Se supone, y es mucho suponer, que la política debe ordenar la propia vida política, ofrecerle sentido, dirección, horizonte. O por lo menos hacer discernible los problemas y las eventuales soluciones, los retos y los dilemas que se enfrentan. Y cuando la política es democrática afloran los distintos diagnósticos, prioridades, propuestas que deben confrontarse y embarnecer el debate público. Todos esos son supuestos de una política productiva, capaz de generar causas colectivas que pueden hacer mejor la vida en común.
Pero, por supuesto, pueden desatarse políticas que niegan todo lo anterior. Políticas autorreferenciales, carentes de sentido, nebulosas, degradantes de la vida pública. En esas andamos desde que se anunció, por la propia coalición gobernante, el inútil expediente de la revocación de mandato. Vayamos por partes.

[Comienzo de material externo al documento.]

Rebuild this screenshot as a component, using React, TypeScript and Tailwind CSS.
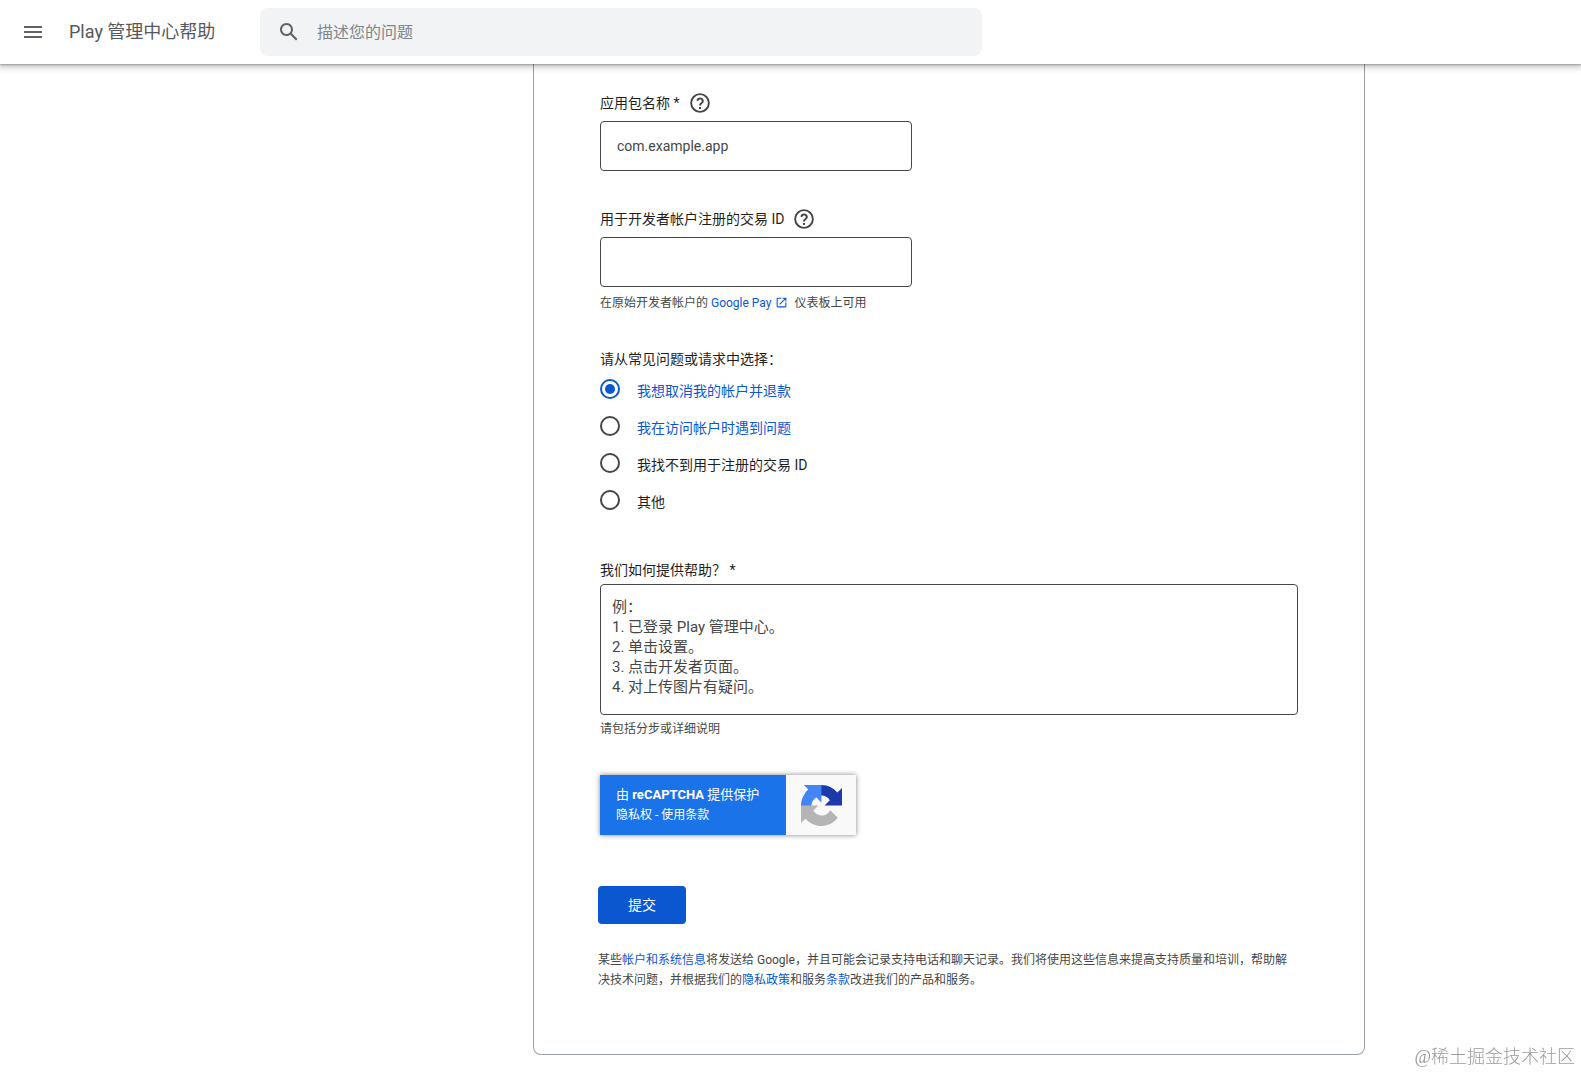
import { ReactNode } from 'react';
import clsx from 'clsx';

const issues = [
  { id: 'refund', label: '我想取消我的帐户并退款', linked: true },
  { id: 'access', label: '我在访问帐户时遇到问题', linked: true },
  { id: 'transaction', label: '我找不到用于注册的交易 ID', linked: false },
  { id: 'other', label: '其他', linked: false },
];

const example = `例：
1. 已登录 Play 管理中心。
2. 单击设置。
3. 点击开发者页面。
4. 对上传图片有疑问。`;

const inputClass =
  'block h-[50px] w-[312px] max-w-full rounded border border-[#444746] bg-white px-4 text-sm text-[#1f1f1f] placeholder-[#444746]';

function MenuIcon() {
  return (
    <svg viewBox="0 0 24 24" className="size-6 fill-[#5f6368]" aria-hidden="true">
      <path d="M3 18h18v-2H3v2zm0-5h18v-2H3v2zm0-7v2h18V6H3z" />
    </svg>
  );
}

function SearchIcon() {
  return (
    <svg viewBox="0 0 24 24" className="size-6 fill-[#5f6368]" aria-hidden="true">
      <path d="M20.49 19l-5.73-5.73C15.53 12.2 16 10.91 16 9.5 16 5.91 13.09 3 9.5 3S3 5.91 3 9.5 5.91 16 9.5 16c1.41 0 2.7-.47 3.77-1.24L19 20.49 20.49 19zM5 9.5C5 7.01 7.01 5 9.5 5S14 7.01 14 9.5 11.99 14 9.5 14 5 11.99 5 9.5z" />
    </svg>
  );
}

function HelpIcon() {
  return (
    <svg viewBox="0 0 24 24" className="size-6 fill-[#444746]" aria-hidden="true">
      <path
        fillRule="evenodd"
        d="M12 2.2a9.8 9.8 0 1 0 0 19.6 9.8 9.8 0 0 0 0-19.6zm0 17.7a7.9 7.9 0 1 1 0-15.8 7.9 7.9 0 0 1 0 15.8z"
      />
      <path d="M11 18h2v-2h-2v2zM12 6.6c-1.8 0-3.2 1.2-3.6 2.8l1.8.75C10.4 9.2 11.1 8.5 12 8.5c1 0 1.8.7 1.8 1.6 0 1.6-2.7 1.8-2.7 4.5h1.9c0-1.8 2.8-2.2 2.8-4.6 0-2-1.7-3.4-3.8-3.4z" />
    </svg>
  );
}

function ExternalIcon() {
  return (
    <svg viewBox="0 0 24 24" className="mr-[3px] ml-1 inline size-[13px] fill-current align-[-2px]" aria-hidden="true">
      <path d="M19 19H5V5h7V3H5c-1.11 0-2 .9-2 2v14c0 1.1.89 2 2 2h14c1.1 0 2-.9 2-2v-7h-2v7zM14 3v2h3.59l-9.83 9.83 1.41 1.41L19 6.41V10h2V3h-7z" />
    </svg>
  );
}

function RecaptchaLogo() {
  return (
    <svg viewBox="0 0 64 64" className="size-[41px]" aria-hidden="true">
      <path fill="#1c3aa9" d="M64 31.955l-.033-1.37V4.687l-7.16 7.16C50.948 4.674 42.033.093 32.05.093c-10.4 0-19.622 4.96-25.458 12.64l11.736 11.86a15.55 15.55 0 0 1 4.754-5.334c2.05-1.6 4.952-2.906 8.968-2.906.485 0 .86.057 1.135.163 4.976.393 9.288 3.14 11.828 7.124l-8.307 8.307L64 31.953" />
      <path fill="#4285f4" d="M31.862.094l-1.37.033H4.594l7.16 7.16C4.58 13.147 0 22.06 0 32.046c0 10.4 4.96 19.622 12.64 25.458L24.5 45.768a15.55 15.55 0 0 1-5.334-4.754c-1.6-2.05-2.906-4.952-2.906-8.968 0-.485.057-.86.163-1.135.393-4.976 3.14-9.288 7.124-11.828l8.307 8.307L31.86.095" />
      <path fill="#b5b5b5" d="M.001 32.045l.033 1.37v25.898l7.16-7.16c5.86 7.173 14.774 11.754 24.76 11.754 10.4 0 19.622-4.96 25.458-12.64l-11.736-11.86a15.55 15.55 0 0 1-4.754 5.334c-2.05 1.6-4.952 2.906-8.968 2.906-.485 0-.86-.057-1.135-.163-4.976-.393-9.288-3.14-11.828-7.124l8.307-8.307c-10.522.04-22.4.066-27.295-.005" />
    </svg>
  );
}

function Link({ children }: Readonly<{ children: ReactNode }>) {
  return (
    <a href="#" className="text-[#0b57d0] hover:underline">
      {children}
    </a>
  );
}

function Header() {
  return (
    <header className="sticky top-0 z-10 flex h-16 items-center bg-white pl-[21px] shadow-[0_1px_2px_rgba(0,0,0,0.3),0_2px_6px_2px_rgba(0,0,0,0.18)]">
      <button type="button" aria-label="主菜单">
        <MenuIcon />
      </button>
      <a href="#" className="ml-6 w-[191px] shrink-0 text-lg text-[#55585c]">
        Play 管理中心帮助
      </a>
      <form className="flex h-12 max-w-[722px] flex-1 items-center rounded-lg bg-[#f1f3f4] pl-[17px]">
        <button type="submit" aria-label="搜索">
          <SearchIcon />
        </button>
        <input
          type="search"
          aria-label="描述您的问题"
          placeholder="描述您的问题"
          className="ml-4 h-full min-w-0 flex-1 bg-transparent text-base text-[#202124] placeholder-[#80868b] outline-none"
        />
      </form>
    </header>
  );
}

function Recaptcha() {
  return (
    <div className="flex h-[60px] w-64 bg-[#f9f9f9] text-xs leading-5 text-white shadow-[0_0_5px_gray]">
      <div className="flex flex-1 flex-col justify-center bg-[#1a73e8] pl-4">
        <p className="text-[13px] leading-5">
          由 <strong className="font-bold">reCAPTCHA</strong> 提供保护
        </p>
        <p>
          <a href="#">隐私权</a> - <a href="#">使用条款</a>
        </p>
      </div>
      <div className="flex w-[70px] items-center justify-center">
        <RecaptchaLogo />
      </div>
    </div>
  );
}

export default function App() {
  return (
    <div lang="zh-CN" className="min-h-screen bg-white font-['Roboto','Noto_Sans_CJK_SC',sans-serif] text-[#1f1f1f]">
      <Header />

      <main className="pr-[216px] pb-[18px] pl-[533px]">
        <form className="rounded-b-lg border border-t-0 border-[#9aa0a6] px-[66px] pt-[27px] pb-16 text-sm">
          <div className="flex h-6 items-center gap-2">
            <label htmlFor="package">应用包名称 *</label>
            <button type="button" aria-label="应用包名称帮助">
              <HelpIcon />
            </button>
          </div>
          <input id="package" type="text" placeholder="com.example.app" className={clsx(inputClass, 'mt-[6px]')} />

          <div className="mt-9 flex h-6 items-center gap-2">
            <label htmlFor="transaction-id">用于开发者帐户注册的交易 ID</label>
            <button type="button" aria-label="交易 ID 帮助">
              <HelpIcon />
            </button>
          </div>
          <input id="transaction-id" type="text" className={clsx(inputClass, 'mt-[6px]')} />
          <p className="mt-[6px] text-xs leading-5 text-[#444746]">
            在原始开发者帐户的{' '}
            <Link>
              Google Pay
              <ExternalIcon />
            </Link>{' '}
            仪表板上可用
          </p>

          <fieldset className="mt-9">
            <legend className="leading-5">请从常见问题或请求中选择：</legend>
            <div className="mt-[10px] flex flex-col items-start gap-[17px]">
              {issues.map(({ id, label, linked }) => (
                <div key={id} className="flex h-5 items-center">
                  <input
                    id={id}
                    type="radio"
                    name="issue"
                    defaultChecked={id === 'refund'}
                    className="grid size-5 appearance-none place-items-center rounded-full border-2 border-[#444746] before:size-[10px] before:rounded-full checked:border-[#0b57d0] checked:before:bg-[#0b57d0]"
                  />
                  <label htmlFor={id} className={clsx('pt-1 pl-[17px]', linked && 'text-[#0b57d0]')}>
                    {label}
                  </label>
                </div>
              ))}
            </div>
          </fieldset>

          <label htmlFor="details" className="mt-[50px] block leading-5">
            我们如何提供帮助？ *
          </label>
          <textarea
            id="details"
            placeholder={example}
            className="mt-1 block h-[131px] w-full resize-none rounded border border-[#444746] px-[11px] py-3 text-[15px] leading-5 placeholder-[#444746]"
          />
          <p className="mt-1 text-xs leading-5 text-[#444746]">请包括分步或详细说明</p>

          <div className="mt-9">
            <Recaptcha />
          </div>

          <div className="-ml-[2px] pt-[51px]">
            <button type="submit" className="block h-[38px] w-[88px] rounded bg-[#0b57d0] text-white">
              提交
            </button>
            <p className="mt-[26px] text-xs leading-5 text-[#444746]">
              某些<Link>帐户和系统信息</Link>将发送给 Google，并且可能会记录支持电话和聊天记录。我们将使用这些信息来提高支持质量和培训，帮助解决技术问题，并根据我们的
              <Link>隐私政策</Link>和服务<Link>条款</Link>改进我们的产品和服务。
            </p>
          </div>
        </form>
      </main>

      <p className="fixed right-[6px] bottom-1 font-['Liberation_Serif','Noto_Sans_CJK_SC',serif] text-lg leading-6 font-light text-[#9a9a9a]">
        @稀土掘金技术社区
      </p>
    </div>
  );
}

El presidente fue electo para ejercer su cargo por un lapso de 5 años y diez meses. Así que en principio si sus opositores no han movido un dedo para desplazarlo todo el ejercicio es innecesario. Puede y debe cumplir con su periodo porque para ello fue electo.
Como eso lo sabe cualquiera fue necesario que el Legislativo se prestara a una operación reformadora que violó dos principios fundamentales de cualquier cambio normativo: que no deba ser retroactivo y menos ad hominem. No debe ser retroactivo porque a nadie se le debe aplicar una ley nueva que modifique, ex post, los supuestos bajo los que fue designado o electo. ¿Recuerdan el triste caso del gobernador de Baja California que quiso alargar su periodo de gobierno una vez que ya había sido electo por dos años? Pues de la misma forma no se debieron cambiar las condiciones de la elección de AMLO “después del atole”. En todo caso la nueva disposición debió entrar en vigor para el próximo gobierno. Pero no. La reforma no solo se diseñó con efectos retroactivos, sino que además tuvo transparente dedicatoria y peticionario.
Pero más allá de esa flagrante anomalía ya está en la Constitución. Se supone (otra vez) que esa disposición existe para construir una eventual ruta de salida cuando se desata un clamor popular para que el titular del Ejecutivo abandone su cargo. ¿Y qué hemos observado? Que tanto la recolección de firmas para pedir la revocación del mandato como la campaña para participar en la mencionada consulta la llevan a cabo seguidores del presidente, que han desplegado recursos humanos, logísticos y financieros, como si se tratara de una epopeya, mientras las oposiciones miran desde lejos y sin mayores aspavientos el circo ambulante. Una movilización innecesaria. Un sinsentido mayúsculo porque si los promotores de la consulta no se hubieran esforzado, la estancia de López Obrador en la Presidencia estaba garantizada.
¿Son o se hacen? Sería la pregunta más elemental. Pero no. El sentido del sinsentido reside en la ambición del presidente de alinear una y otra vez a una sociedad masiva, diferenciada, recargada de matices políticos, en solo dos bandos: conmigo o contra mí, que según él quiere decir con el pueblo o con los enemigos del pueblo. Una construcción burda y primitiva, incapaz de asimilar lo que es México, pero útil para seguir alimentando una mecánica no solo improductiva, sino altamente destructiva de lo que el país logró construir para ofrecer un cauce civilizado a la coexistencia de la pluralidad que lo anima. (Bueno, también es una fórmula para que el robusto ego del presidente se expanda un poco más).